On Thu, 13 Dec 2007 17:01:29 GMT, Michael <[email protected]> wrote:

>Beauteous, Carl!
>
>I grabbed your lovely prose to send to a sister who goes genealogy and who will
>surely recognize the tussle.
>
>I have had plenty of knock-down-drag-outs with microfilm viewers over the past
>20 years. (As does pretty much anyone who does genealogy.) I quickly learned to
>look for original documents first and scan those. For that purpose I take an
>ancient black-and-white HP ScanJet II with my laptop. Copies are therefore
>free, also easy to make since I know my scanning software. Certain public
>servants, believing that my use of a scanner instead of their reader/printers or
>copiers threatens their job and livelihood, have tried barring said use. In all
>cases, my knowing the HMFIC (military term meaning The Boss) cleared the way.
>
>Hope you can somehow get your hands on original S.A.'s. Enjoy reading your
>posts about cutting-edge technologies.
>
>---
>Michael


Dear Michael,

I tried the camera yesterday, screwed onto a makeshift stand.

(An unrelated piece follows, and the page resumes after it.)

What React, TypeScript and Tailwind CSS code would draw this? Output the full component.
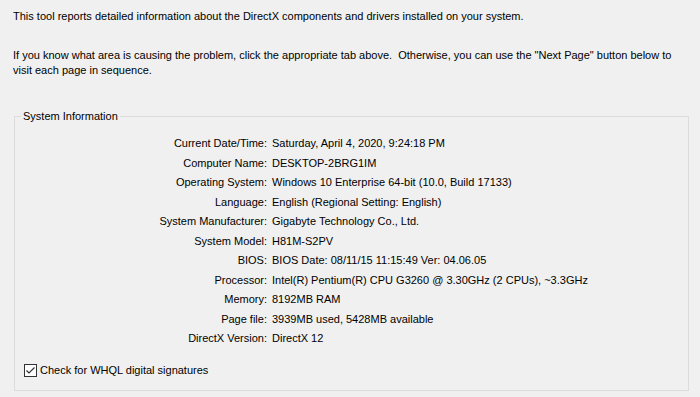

Alas, the automatic flash didn't illuminate the screen very well, but
the bright white spot in the middle of the picture did serve to draw
attention away from the reflection on the glass of the rest of the
room and several other lights.

So I went back to the absurd rigamarole for making copies of the
screen. With more practice, I got better, but the copies are nothing
to brag about.

I noticed several other people using the inferior microfilm readers
nearby, all of them jotting notes by hand. The librarian had warned
them that those machines would eat their dimes and spit out near-blank
copies instantly, since the built-in toners on those machines are
empty and the library is emphasizing the wonderful computerized system
that's driving me mad.

Eventually I got so good that I uncovered more problems. The machine
eventually loses its ability to scroll down or begins drifting
aimlessly upward, but a power off and on again fixes that. No solution
except repeated scans was found for the white scan of death, a
stubborn overexposure on the order of a super-nova, no matter what the
exposure settings were.

As a final insult, the network's printer queue ate my final scan,
leaving me to run through the ritual at the printer several times and
feeling baffled. The kindly librarian reassured me that this sometimes
happens when the administrator clears certain problems.

Unfortunately, the older Scientific American doesn't seem to have been
digitized and put on CDROM for sale.

Now I'll stop whining and put something up in a new thread.